Now navigate to http://localhost:5006 to interact with the application.

Core components of the tool

main.py - Core code which builds the application. The application is built using Bokeh and uses other packages like Scikit-Learn for Machine Learning.

data_sources.py - Load the text for each open source dataset. The text is used to populate the data source section in the Data Exploration tab within the application.

regression.py - performs the necessary calculations for Linear Regression.

logistic_regression.py - performs the necessary calculations for Logistic Regression.

classification.py - performs the necessary calculations for Classification (Multi-class).

clustering.py - performs the necessary calculations for Clustering.
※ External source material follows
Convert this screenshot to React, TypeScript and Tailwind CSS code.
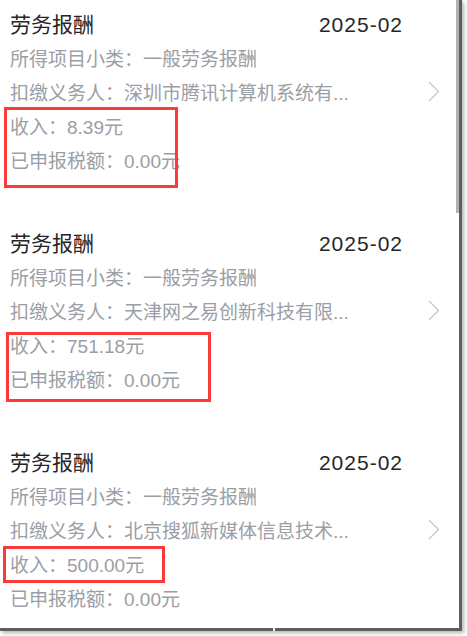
import React from "react";

interface Record {
  title: string;
  period: string;
  category: string;
  payer: string;
  income: string;
  taxed: string;
  markClass: string;
}

const records: Record[] = [
  {
    title: "劳务报酬",
    period: "2025-02",
    category: "一般劳务报酬",
    payer: "深圳市腾讯计算机系统有...",
    income: "8.39元",
    taxed: "0.00元",
    markClass: "left-[4px] top-[107px] w-[174px] h-[81px]",
  },
  {
    title: "劳务报酬",
    period: "2025-02",
    category: "一般劳务报酬",
    payer: "天津网之易创新科技有限...",
    income: "751.18元",
    taxed: "0.00元",
    markClass: "left-[6px] top-[113px] w-[205px] h-[70px]",
  },
  {
    title: "劳务报酬",
    period: "2025-02",
    category: "一般劳务报酬",
    payer: "北京搜狐新媒体信息技术...",
    income: "500.00元",
    taxed: "0.00元",
    markClass: "left-[3px] top-[108px] w-[162px] h-[37px]",
  },
];

function Chevron() {
  return (
    <svg width="12" height="21" viewBox="0 0 12 21" fill="none">
      <polyline
        points="1.5,1.5 10.5,10.5 1.5,19.5"
        stroke="#c9c9ce"
        strokeWidth="1.4"
        strokeLinecap="round"
        strokeLinejoin="round"
      />
    </svg>
  );
}

function RecordCard({ record }: { record: Record }) {
  return (
    <div className="relative h-[219px] pl-[10px] pt-[10px]">
      {/* Title row */}
      <div className="flex w-[393px] items-center justify-between h-[30px] text-[#262626]">
        <span className="text-[21px]">{record.title}</span>
        <span className="text-[21px] tracking-[1px]">{record.period}</span>
      </div>

      {/* Detail lines */}
      <div className="mt-[3px] flex flex-col text-[19px] text-[#9b9ea5]">
        <div className="h-[34px] leading-[34px]">所得项目小类：{record.category}</div>
        <div className="flex h-[34px] items-center">
          <span className="leading-[34px]">扣缴义务人：{record.payer}</span>
          <span className="ml-auto mr-[19px] mt-[-6px]">
            <Chevron />
          </span>
        </div>
        <div className="h-[34px] leading-[34px]">收入：{record.income}</div>
        <div className="h-[34px] leading-[34px]">已申报税额：{record.taxed}</div>
      </div>

      {/* Annotation box */}
      <div
        className={`pointer-events-none absolute border-[3px] border-[#fb3a3a] ${record.markClass}`}
      />
    </div>
  );
}

export default function App() {
  return (
    <div
      className="relative h-[636px] w-[467px] overflow-hidden bg-white"
      style={{ fontFamily: '"Liberation Sans", "Noto Sans CJK SC", sans-serif' }}
    >
      <div className="relative h-[631px] w-[462px] overflow-hidden border-b-[3px] border-r-[3px] border-[#5e5e5e] bg-white shadow-[2px_2px_4px_rgba(0,0,0,0.3)]">
        {records.map((r, i) => (
          <RecordCard key={i} record={r} />
        ))}

        {/* Scroll thumb */}
        <div className="absolute right-0 top-0 h-[213px] w-[3px] bg-[#b3b3b3]" />
      </div>
      {/* small gap in bottom edge */}
      <div className="absolute left-[273px] top-[628px] h-[3px] w-[2px] bg-white" />
    </div>
  );
}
styles.css - CSS file for custom modifications to Bokeh widgets, plots and few other Bokeh objects. (Note: Huge amount of customization were done on Bokeh and could result in different effect on different browsers)

Inside the application

There are 5 sections in the application, excluding the Introduction section.

Data Exploration:
- All the sample datasets are available to use in this section.
- The data sources (link to the source), description and the feature significances are explained here.
- The data, once selected, is loaded on the table in order to be viewed. This is done across all the sections.
- Once that is completed, there are 3 graphs that can be created in this page.
  - Scatter plot: Create scatter plot between 2 continous variables. (Note: Details about how dataset is filtered automatically for continous, discrete/categorical values are explained at a later stage)
  - Histogram plot: Create histogram plots for continous variables. The number of bins can be changed.
  - Count plot: Create count plot for categorical/discrete variables. (Note: Only variables with <=20 unique values can be plotted here. The length was fixed just to keep the plotting look efficient).
Linear Regression:
- Correlation matrix is plotted on this page.
- All the features in the dataset are populated in the select features and can be selected as the features for the regression model
- The data could be kept as the source data or could be normalized (The algorithms/packages used for normalization are explained later).
- Only the continous variables are populated in the select target options.
- The model can be evaluated using Actual vs Predicted values plot, Residual vs Predicted Value plot.
- The R^2, Mean Absolute Error (MAE) and Root Mean Square Error (RMSE) are displayed for model evaluation.
Logistic Regression:
- Classification Report is generated in this page along with Confusion Matrix and ROC Curve. Since this is a logistic regression, the variables which has only binary values are populated in the target variable dropdown.
- For multi-class problems, classification tab should be used.
Classification:
- Uses Random Forest for classifying multi-classes.
- In the target dropdown, only discrete/categorical variables are shown.
- Along with Classification Report and Confusion Matrix, Feature Importance is plotted.
Clustering:
- K-Means clustering is used.
- Optimal clusters and silhouette score are calculated.
- Number of clusters can also be changed and visualized using t-distributed Stochastic Neighbor Embedding (TSNE).

Sample dashboards

Exploration	Linear Regression	Logistic Regression

Credits

Developed by Samira Kumar (@SamiraK93) for University of California, Irvine.

License

MIT License

Permission is hereby granted, free of charge, to any person obtaining a copy of this software and associated documentation files (the "Software"), to deal in the Software without restriction, including without limitation the rights to use, copy, modify, merge, publish, distribute, sublicense, and/or sell copies of the Software, and to permit persons to whom the Software is furnished to do so, subject to the following conditions:

The above copyright notice and this permission notice shall be included in all copies or substantial portions of the Software.

THE SOFTWARE IS PROVIDED "AS IS", WITHOUT WARRANTY OF ANY KIND, EXPRESS OR IMPLIED, INCLUDING BUT NOT LIMITED TO THE WARRANTIES OF MERCHANTABILITY, FITNESS FOR A PARTICULAR PURPOSE AND NONINFRINGEMENT. IN NO EVENT SHALL THE AUTHORS OR COPYRIGHT HOLDERS BE LIABLE FOR ANY CLAIM, DAMAGES OR OTHER LIABILITY, WHETHER IN AN ACTION OF CONTRACT, TORT OR OTHERWISE, ARISING FROM, OUT OF OR IN CONNECTION WITH THE SOFTWARE OR THE USE OR OTHER DEALINGS IN THE SOFTWARE.